Every Christian generally understands that the character of God has implications for everyday life. That is to say, whoever God is and however God acts is for us the perfect picture of what we are supposed to be. It is no wonder, then, that a good many believers practice a spineless “tolerance” simply because love, to them, is equivalent to uncritical acceptance. Thus, God is love, or, put differently, God is he who uncritically accepts everyone and everything they believe and practice.
The apostle John (or could it have been Lazarus?), however, had a different understanding of what it means to say, “God is love.” We can get at what he meant by that by looking at what he wrote about God four chapters before the love passage (1 John 4:7ff.).
“This is the message we have heard from [Jesus] and proclaim to you, that God is light, and in him is no darkness at all” (1:5). This one verse sets up the central message of the entire epistle: God’s character demands that we live a certain way. If we want to develop our Christian character, then it would behoove us to look at this “God is light” a little closer.
Even though many ancient religions long before Rome worshiped gods of light, the people of Israel had their own, distinct tradition with respect to the God who is light. At its core, Saint John’s thinking (in 1:5) is latent with Old Testament symbolism. Light was a common symbol for Yahweh, chosen by God himself. On various occasions, God revealed himself in fire and light. His clothes were light and glory (Ps. 104:2; see also Hab. 3:3–4 and 1 Tim. 6:16). Also, God is light in two ways: in revelation (Ps. 27:1; 36:9; Isa. 49:6) and in holiness. The light is transcendent glory; thus its antithesis, darkness, is sin and impurity (see Isa. 5:20). Light symbolizes the absolute perfection of God, as well as the revealed truth of God (Prov. 6:23; Ps. 119:30). Darkness, therefore, is the absence of revelation.
Lightness and darkness were frequently associated with good and evil in ancient times. During the inter-testamental period, a Jewish sect by the Dead Sea exhorted its members to love all the sons of light and hate all the sons of darkness. More importantly for us, however, are the writings of Saint Paul in this regard (Rom. 13:11–13; 1 Cor. 4:5; 2 Cor. 4:6; Eph. 5:8–14; 1 Thess. 5:4–8). One gets the impression that the Apostle to the Gentiles understood this imagery well. Notice, too, that in 1 John 1:5 the writer quickly adds for emphasis after the statement “God is light” that “in him there is no darkness.” In other words, God is revelation, salvation, and holiness, and in him there is no befuddlement, cloudiness, impurity, or abandonment. The point is that living in the darkness is incompatible with claiming to be in fellowship with the God of light (1:6). As was typical, we see that lightness and darkness are given an ethical emphasis, which leads us to see that the apostle is unpacking a moral test that he expects every one of his readers to pass.

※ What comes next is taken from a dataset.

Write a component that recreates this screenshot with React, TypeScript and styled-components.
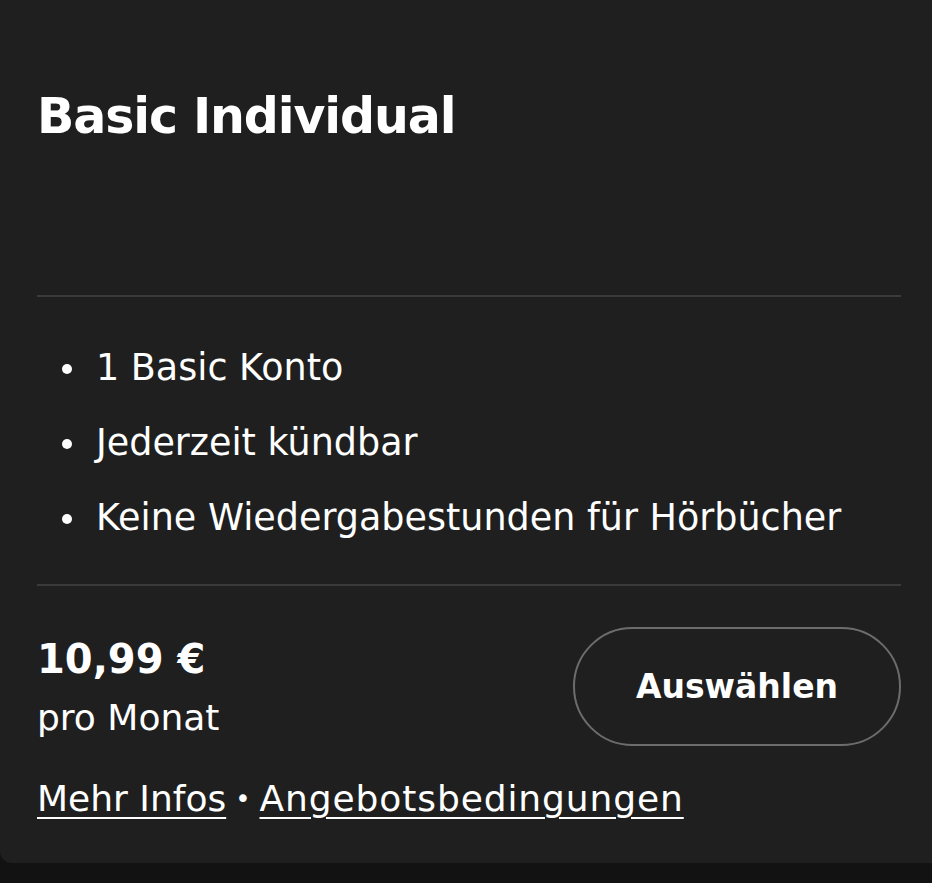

This test, this message, is not to be taken as the whole doctrine of salvation (as if he's pushing us on toward moralism). Rather, the apostle John simply argues that if we desire to partake in the blessings of Christ and be in union with God, it is required of us to be conformed to God in a life of holiness. John Calvin quotes from the letter to Titus (2:11–12) at this point in his commentary on 1 John: “Appeared has the saving grace of God to all, that denying ungodliness and worldly lusts, we may live soberly and righteously and holy in this world.” We need to understand that Saint John is saying the same thing as Saint Paul, just in metaphor: walk in the light, because God is light.
Learning about God, then, is to learn how to live. So if we are to love, because God is love, then we must first understand that he is a blazing glory. Far from being a huggable old fellow, our Lord is a glaring light, devouring flame, burning bush, pillar of fire.